• _Work to be completed_: Pull out every line with the word "this".

[Items from a dataset]
++++

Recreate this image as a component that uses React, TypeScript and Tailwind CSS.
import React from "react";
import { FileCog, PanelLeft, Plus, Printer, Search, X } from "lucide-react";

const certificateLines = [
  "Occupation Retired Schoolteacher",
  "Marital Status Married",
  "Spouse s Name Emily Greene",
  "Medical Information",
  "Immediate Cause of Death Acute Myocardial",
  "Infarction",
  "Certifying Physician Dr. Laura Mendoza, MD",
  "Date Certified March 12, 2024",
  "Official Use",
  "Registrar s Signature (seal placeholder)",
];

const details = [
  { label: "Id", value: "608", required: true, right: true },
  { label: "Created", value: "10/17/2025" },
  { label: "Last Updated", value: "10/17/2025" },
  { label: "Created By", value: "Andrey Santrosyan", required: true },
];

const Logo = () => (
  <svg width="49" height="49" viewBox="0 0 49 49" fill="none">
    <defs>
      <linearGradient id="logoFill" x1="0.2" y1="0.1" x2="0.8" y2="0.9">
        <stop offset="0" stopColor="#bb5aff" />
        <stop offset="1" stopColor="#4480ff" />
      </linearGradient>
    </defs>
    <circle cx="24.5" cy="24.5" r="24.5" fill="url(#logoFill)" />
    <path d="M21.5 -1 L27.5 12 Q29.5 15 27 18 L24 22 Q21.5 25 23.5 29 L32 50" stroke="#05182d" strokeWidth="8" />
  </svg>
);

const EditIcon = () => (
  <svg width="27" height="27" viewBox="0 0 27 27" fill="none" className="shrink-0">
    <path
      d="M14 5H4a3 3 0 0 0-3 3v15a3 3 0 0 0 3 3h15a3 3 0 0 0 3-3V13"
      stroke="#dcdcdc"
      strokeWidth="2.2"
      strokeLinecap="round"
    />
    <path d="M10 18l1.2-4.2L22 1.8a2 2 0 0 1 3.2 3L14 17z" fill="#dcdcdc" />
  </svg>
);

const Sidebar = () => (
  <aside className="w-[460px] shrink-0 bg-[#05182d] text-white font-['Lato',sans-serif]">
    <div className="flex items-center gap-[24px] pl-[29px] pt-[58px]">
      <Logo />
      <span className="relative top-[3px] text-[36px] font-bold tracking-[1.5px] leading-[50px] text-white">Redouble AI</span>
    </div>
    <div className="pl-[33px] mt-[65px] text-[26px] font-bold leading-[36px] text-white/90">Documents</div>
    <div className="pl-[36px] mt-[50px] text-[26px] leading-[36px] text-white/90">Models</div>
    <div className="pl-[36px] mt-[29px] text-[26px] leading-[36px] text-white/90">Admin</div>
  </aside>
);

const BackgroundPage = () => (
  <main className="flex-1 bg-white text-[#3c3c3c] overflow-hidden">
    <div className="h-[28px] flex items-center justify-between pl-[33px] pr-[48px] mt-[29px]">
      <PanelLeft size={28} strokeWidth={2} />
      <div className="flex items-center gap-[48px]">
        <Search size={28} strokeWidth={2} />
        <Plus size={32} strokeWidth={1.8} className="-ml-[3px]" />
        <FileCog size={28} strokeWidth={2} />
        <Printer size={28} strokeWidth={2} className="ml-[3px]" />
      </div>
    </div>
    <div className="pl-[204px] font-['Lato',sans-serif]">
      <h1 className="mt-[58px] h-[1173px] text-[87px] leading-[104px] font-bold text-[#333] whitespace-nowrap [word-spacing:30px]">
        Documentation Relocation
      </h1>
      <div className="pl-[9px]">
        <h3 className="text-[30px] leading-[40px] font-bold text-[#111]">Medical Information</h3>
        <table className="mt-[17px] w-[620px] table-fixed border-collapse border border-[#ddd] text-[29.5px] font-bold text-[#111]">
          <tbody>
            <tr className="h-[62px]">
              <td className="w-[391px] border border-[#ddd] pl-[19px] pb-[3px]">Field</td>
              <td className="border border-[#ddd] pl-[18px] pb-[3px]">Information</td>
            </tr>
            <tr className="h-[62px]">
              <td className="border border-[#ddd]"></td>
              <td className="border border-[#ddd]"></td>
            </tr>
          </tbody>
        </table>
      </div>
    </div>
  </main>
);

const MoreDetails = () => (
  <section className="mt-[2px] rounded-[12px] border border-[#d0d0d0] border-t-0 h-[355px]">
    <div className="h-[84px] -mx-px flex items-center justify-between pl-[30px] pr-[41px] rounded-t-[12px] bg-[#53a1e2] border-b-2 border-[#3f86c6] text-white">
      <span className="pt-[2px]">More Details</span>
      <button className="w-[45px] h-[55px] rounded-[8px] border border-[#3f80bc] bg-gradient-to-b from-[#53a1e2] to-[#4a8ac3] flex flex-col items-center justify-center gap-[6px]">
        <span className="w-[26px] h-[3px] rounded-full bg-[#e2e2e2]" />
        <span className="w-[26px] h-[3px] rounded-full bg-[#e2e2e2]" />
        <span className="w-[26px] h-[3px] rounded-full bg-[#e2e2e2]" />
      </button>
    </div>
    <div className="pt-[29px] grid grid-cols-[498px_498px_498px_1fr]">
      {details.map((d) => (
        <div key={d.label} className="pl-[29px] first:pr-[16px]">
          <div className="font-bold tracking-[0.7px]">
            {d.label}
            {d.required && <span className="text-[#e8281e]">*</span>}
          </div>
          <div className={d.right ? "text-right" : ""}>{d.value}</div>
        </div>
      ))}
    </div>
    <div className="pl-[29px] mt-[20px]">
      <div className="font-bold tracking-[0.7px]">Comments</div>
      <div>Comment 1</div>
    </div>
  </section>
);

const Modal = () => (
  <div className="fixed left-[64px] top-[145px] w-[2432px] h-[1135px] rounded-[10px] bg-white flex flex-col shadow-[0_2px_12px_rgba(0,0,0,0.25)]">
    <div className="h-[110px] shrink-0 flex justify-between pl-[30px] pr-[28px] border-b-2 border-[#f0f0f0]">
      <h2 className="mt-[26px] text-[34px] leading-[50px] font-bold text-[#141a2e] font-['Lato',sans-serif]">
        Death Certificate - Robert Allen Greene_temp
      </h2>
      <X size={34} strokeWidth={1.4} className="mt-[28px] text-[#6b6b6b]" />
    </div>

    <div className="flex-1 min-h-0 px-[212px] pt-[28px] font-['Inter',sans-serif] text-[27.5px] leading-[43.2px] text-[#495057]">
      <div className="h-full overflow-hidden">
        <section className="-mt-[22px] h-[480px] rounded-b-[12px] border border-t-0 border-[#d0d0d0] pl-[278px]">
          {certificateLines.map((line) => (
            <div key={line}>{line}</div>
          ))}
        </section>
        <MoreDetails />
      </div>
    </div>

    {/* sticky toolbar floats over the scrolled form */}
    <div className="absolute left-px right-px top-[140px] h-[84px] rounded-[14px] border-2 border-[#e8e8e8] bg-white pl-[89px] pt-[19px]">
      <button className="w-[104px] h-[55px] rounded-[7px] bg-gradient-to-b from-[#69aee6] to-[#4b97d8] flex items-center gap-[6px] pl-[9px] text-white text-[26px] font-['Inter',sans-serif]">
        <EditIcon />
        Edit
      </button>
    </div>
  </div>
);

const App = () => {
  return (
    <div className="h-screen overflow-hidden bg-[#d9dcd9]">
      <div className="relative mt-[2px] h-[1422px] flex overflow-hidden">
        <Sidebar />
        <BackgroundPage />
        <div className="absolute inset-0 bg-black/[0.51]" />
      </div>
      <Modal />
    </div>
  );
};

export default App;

++++

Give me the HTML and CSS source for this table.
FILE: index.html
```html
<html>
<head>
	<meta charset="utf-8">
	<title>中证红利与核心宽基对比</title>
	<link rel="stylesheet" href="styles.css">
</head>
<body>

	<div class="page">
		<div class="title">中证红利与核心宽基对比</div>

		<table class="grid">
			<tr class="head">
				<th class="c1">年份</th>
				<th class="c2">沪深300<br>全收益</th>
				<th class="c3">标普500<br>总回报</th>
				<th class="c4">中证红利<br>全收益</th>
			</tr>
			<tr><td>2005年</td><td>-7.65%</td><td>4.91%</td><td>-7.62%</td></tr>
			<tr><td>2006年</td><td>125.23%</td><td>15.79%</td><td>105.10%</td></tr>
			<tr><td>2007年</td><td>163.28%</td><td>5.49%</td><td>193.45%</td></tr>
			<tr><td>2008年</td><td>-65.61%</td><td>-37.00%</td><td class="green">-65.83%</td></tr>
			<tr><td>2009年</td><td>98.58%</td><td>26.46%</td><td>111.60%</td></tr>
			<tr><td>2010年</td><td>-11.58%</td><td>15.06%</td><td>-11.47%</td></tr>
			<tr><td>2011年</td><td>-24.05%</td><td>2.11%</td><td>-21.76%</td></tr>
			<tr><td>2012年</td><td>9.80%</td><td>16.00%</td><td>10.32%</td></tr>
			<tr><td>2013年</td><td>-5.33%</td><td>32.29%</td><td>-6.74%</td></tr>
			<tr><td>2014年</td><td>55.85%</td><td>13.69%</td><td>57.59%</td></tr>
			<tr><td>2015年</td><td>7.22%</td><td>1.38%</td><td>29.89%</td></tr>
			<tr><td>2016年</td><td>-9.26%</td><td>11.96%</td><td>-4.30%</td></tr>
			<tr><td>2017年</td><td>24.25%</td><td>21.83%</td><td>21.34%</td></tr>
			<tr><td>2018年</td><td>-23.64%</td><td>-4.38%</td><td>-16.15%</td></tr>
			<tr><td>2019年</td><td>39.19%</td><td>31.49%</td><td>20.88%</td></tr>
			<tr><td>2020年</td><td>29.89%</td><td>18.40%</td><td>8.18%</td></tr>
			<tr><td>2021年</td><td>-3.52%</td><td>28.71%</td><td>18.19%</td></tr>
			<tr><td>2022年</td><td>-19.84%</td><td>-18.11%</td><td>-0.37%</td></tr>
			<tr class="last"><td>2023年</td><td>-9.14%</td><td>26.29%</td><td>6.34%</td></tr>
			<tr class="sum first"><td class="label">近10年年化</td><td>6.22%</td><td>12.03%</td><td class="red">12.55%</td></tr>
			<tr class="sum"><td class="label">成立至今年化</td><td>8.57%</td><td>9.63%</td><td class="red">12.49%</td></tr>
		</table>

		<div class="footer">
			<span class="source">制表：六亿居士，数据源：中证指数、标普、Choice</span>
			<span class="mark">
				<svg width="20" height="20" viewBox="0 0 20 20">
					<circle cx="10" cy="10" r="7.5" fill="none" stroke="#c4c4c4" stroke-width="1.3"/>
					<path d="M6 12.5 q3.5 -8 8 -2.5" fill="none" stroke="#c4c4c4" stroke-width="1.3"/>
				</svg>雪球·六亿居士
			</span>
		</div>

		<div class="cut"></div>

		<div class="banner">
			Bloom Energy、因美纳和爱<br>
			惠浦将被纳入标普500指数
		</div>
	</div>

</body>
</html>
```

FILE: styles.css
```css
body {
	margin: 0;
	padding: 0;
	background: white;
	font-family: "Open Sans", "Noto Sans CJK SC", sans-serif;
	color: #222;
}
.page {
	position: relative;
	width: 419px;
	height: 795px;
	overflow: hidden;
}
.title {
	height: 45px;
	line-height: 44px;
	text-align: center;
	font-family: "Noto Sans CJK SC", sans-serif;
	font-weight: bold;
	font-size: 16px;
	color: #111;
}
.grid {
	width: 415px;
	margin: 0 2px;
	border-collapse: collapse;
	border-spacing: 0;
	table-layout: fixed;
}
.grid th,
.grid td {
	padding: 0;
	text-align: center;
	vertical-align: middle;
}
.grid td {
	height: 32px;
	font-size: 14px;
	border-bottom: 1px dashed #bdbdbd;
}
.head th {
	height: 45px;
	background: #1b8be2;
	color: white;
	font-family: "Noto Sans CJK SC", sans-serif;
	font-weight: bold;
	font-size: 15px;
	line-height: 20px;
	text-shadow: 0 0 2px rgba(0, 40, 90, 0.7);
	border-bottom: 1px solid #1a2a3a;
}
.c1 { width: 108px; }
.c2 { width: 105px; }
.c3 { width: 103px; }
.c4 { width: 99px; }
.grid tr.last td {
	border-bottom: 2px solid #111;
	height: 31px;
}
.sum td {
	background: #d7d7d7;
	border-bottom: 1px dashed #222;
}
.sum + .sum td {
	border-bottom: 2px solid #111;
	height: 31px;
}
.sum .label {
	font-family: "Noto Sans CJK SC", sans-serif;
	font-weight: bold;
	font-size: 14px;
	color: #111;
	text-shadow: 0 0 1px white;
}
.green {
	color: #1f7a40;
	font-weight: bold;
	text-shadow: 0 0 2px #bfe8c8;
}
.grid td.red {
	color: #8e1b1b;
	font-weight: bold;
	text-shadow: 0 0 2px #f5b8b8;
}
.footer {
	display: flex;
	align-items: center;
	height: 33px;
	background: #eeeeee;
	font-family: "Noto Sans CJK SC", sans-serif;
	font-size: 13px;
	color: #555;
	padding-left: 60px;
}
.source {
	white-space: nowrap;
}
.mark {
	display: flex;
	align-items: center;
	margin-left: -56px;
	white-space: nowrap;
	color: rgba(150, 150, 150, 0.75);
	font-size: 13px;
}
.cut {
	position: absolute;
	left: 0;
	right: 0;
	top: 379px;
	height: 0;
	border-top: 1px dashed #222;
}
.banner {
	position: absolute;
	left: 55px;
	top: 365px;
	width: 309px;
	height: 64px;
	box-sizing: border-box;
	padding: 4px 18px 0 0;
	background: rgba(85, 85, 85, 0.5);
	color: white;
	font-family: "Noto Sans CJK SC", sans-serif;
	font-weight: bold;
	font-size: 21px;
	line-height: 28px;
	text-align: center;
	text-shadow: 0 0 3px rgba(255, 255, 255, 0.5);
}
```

++++

• _Output_:
Recreate this image as a component that uses React, TypeScript and Tailwind CSS.
Give me the HTML and CSS source for this table.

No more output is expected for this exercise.